Una ricerca che ha trovato spazio sul “Journal of Vocational Behavior” ha dato modo di riportare alla ribalta l’idea di come sia sbagliato chiedere ai bambini cosa vogliono fare da grandi. Tale idea non è però condivisa da tutti coloro che operano nel settore dell’infanzia.
È giusto chiedere ai bambini cosa vogliono fare da grandi?
Secondo alcuni operatori nel settore dell’infanzia, chiedere ad un bambino cosa vorrebbe fare da grande, lo mette di fronte all’obbligo di definire se stesso per mezzo del lavoro e che basti aspirare ad un determinato lavoro per poterlo poi ottenere, creando una situazione di ansia da prestazione inconscia. Contro questa idea che sia sbagliato fare una domanda simile ad un bambino, si è schierato il giornalista e docente della scuola primaria Alex Corlazzoli, secondo cui, porre una domanda del genere ad un bambino non è un errore, ma anzi spesso un mezzo per capire quelle che sono le sue vocazioni e le capacità che sarebbe il caso di provare a fargli sviluppare. Secondo Corlazzoli uno dei problemi dell’Italia è proprio la scarsa attenzione alla valorizzazione delle vocazioni ed il fatto che la domanda, specie da parte dei familiari, viene posta non rendendosi conto che non bisogna caricare i bambini di troppe aspettative.

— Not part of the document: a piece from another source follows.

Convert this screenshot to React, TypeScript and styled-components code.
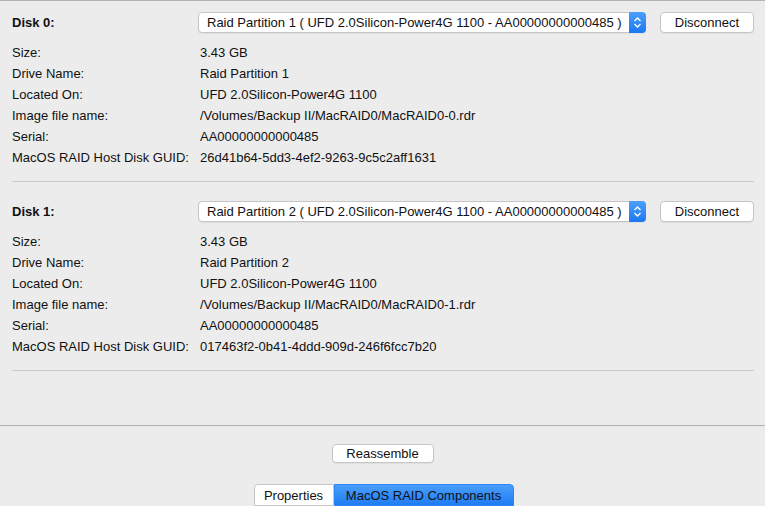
import React from "react";
import styled, { createGlobalStyle } from "styled-components";

const GlobalStyle = createGlobalStyle`
  html, body { margin: 0; padding: 0; background: #ececec; }
  body { font-family: "Liberation Sans", Arial, sans-serif; font-size: 13px; color: #111; }
  #root { height: 506px; }
`;

const Window = styled.div`
  height: 506px;
  display: flex;
  flex-direction: column;
  background: #ececec;
  border-top: 1px solid #b4b4b4;
  box-sizing: border-box;
  overflow: hidden;
`;

const Main = styled.div`
  flex: 1;
  padding: 0 11px 0 12px;
  border-bottom: 1px solid #b1b1b1;
`;

const Section = styled.section`
  padding: 19px 0 13px;
  border-bottom: 1px solid #cacaca;
  &:first-child { padding-top: 11px; }
`;

const Header = styled.div`
  display: flex;
  align-items: center;
  height: 21px;
`;

const DiskTitle = styled.div`
  width: 186px;
  font-weight: bold;
`;

const Popup = styled.div`
  position: relative;
  width: 448px;
  height: 21px;
  box-sizing: border-box;
  background: #fff;
  border: 1px solid #c6c6c6;
  border-radius: 4px;
  box-shadow: 0 1px 1px rgba(0,0,0,0.06);
  display: flex;
  align-items: center;
  padding-left: 8px;
  white-space: nowrap;
`;

const Stepper = styled.div`
  position: absolute;
  right: -1px;
  top: -1px;
  bottom: -1px;
  width: 17px;
  border-radius: 0 4px 4px 0;
  background: linear-gradient(#4c9ffb, #1c79f3);
  display: flex;
  align-items: center;
  justify-content: center;
`;

const Button = styled.button<{ $w: number }>`
  width: ${(p) => p.$w}px;
  height: 21px;
  box-sizing: border-box;
  background: #fff;
  border: 1px solid #c6c6c6;
  border-radius: 4px;
  box-shadow: 0 1px 1px rgba(0,0,0,0.06);
  font-family: inherit;
  font-size: 13px;
  color: #111;
  padding: 0;
`;

const HeaderButton = styled(Button)`
  margin-left: 14px;
`;

const Rows = styled.div`
  display: grid;
  grid-template-columns: 188px 1fr;
  grid-auto-rows: 21px;
  align-items: center;
  margin-top: 9px;
`;

const Footer = styled.div`
  height: 80px;
  display: flex;
  flex-direction: column;
  align-items: center;
  padding-top: 18px;
  box-sizing: border-box;
`;

const Tabs = styled.div`
  display: flex;
  margin-top: 21px;
  margin-left: 2px;
`;

const Tab = styled.div<{ $active?: boolean; $w: number }>`
  width: ${(p) => p.$w}px;
  height: 22px;
  box-sizing: border-box;
  display: flex;
  align-items: center;
  justify-content: center;
  border: 1px solid ${(p) => (p.$active ? "#2d86f6" : "#c6c6c6")};
  background: ${(p) => (p.$active ? "linear-gradient(#4a9efb, #1f7cf4)" : "#fff")};
  border-radius: ${(p) => (p.$active ? "0 4px 0 0" : "4px 0 0 0")};
  color: #111;
`;

const Chevrons = () => (
  <svg width="9" height="13" viewBox="0 0 9 13">
    <path d="M1.5 5 L4.5 2 L7.5 5" fill="none" stroke="#fff" strokeWidth="1.4" />
    <path d="M1.5 8 L4.5 11 L7.5 8" fill="none" stroke="#fff" strokeWidth="1.4" />
  </svg>
);

const disks = [
  {
    n: 0,
    part: "Raid Partition 1",
    image: "/Volumes/Backup II/MacRAID0/MacRAID0-0.rdr",
    guid: "26d41b64-5dd3-4ef2-9263-9c5c2aff1631",
  },
  {
    n: 1,
    part: "Raid Partition 2",
    image: "/Volumes/Backup II/MacRAID0/MacRAID0-1.rdr",
    guid: "017463f2-0b41-4ddd-909d-246f6fcc7b20",
  },
];

export default function App() {
  return (
    <>
      <GlobalStyle />
      <Window>
        <Main>
          {disks.map((d) => {
            const rows: [string, string][] = [
              ["Size:", "3.43 GB"],
              ["Drive Name:", d.part],
              ["Located On:", "UFD 2.0Silicon-Power4G 1100"],
              ["Image file name:", d.image],
              ["Serial:", "AA00000000000485"],
              ["MacOS RAID Host Disk GUID:", d.guid],
            ];
            return (
              <Section key={d.n}>
                <Header>
                  <DiskTitle>Disk {d.n}:</DiskTitle>
                  <Popup>
                    {d.part} ( UFD 2.0Silicon-Power4G 1100 - AA00000000000485 )
                    <Stepper>
                      <Chevrons />
                    </Stepper>
                  </Popup>
                  <HeaderButton $w={94}>Disconnect</HeaderButton>
                </Header>
                <Rows>
                  {rows.map(([k, v]) => (
                    <React.Fragment key={k}>
                      <div>{k}</div>
                      <div>{v}</div>
                    </React.Fragment>
                  ))}
                </Rows>
              </Section>
            );
          })}
        </Main>
        <Footer>
          <Button $w={102}>Reassemble</Button>
          <Tabs>
            <Tab $w={80}>Properties</Tab>
            <Tab $w={180} $active>MacOS RAID Components</Tab>
          </Tabs>
        </Footer>
      </Window>
    </>
  );
}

E se invece fosse sbagliato chiedere ai bambini cosa vogliono fare da grandi?
Di parere opposto è Mariarosa Porro. La famosa pedagogista ritiene che l’idea di Adam Grant, psicologo di fama mondiale secondo cui è sbagliato mettere i bambini davanti all’idea di cosa vorrebbero fare da grandi, sia corretta, visto che il messaggio che i bambini recepiscono con questa domanda è che il loro valore come esseri umani deriverà solo ed esclusivamente dalla loro realizzazione lavorativa. Un bambino deve quindi essere conscio del fatto che qualsiasi sia il suo desiderio, questo merita rispetto e che non deve essere portato a pensare che sia il lavoro ciò che determinerà il suo valore da un punto di vista umano e sociale.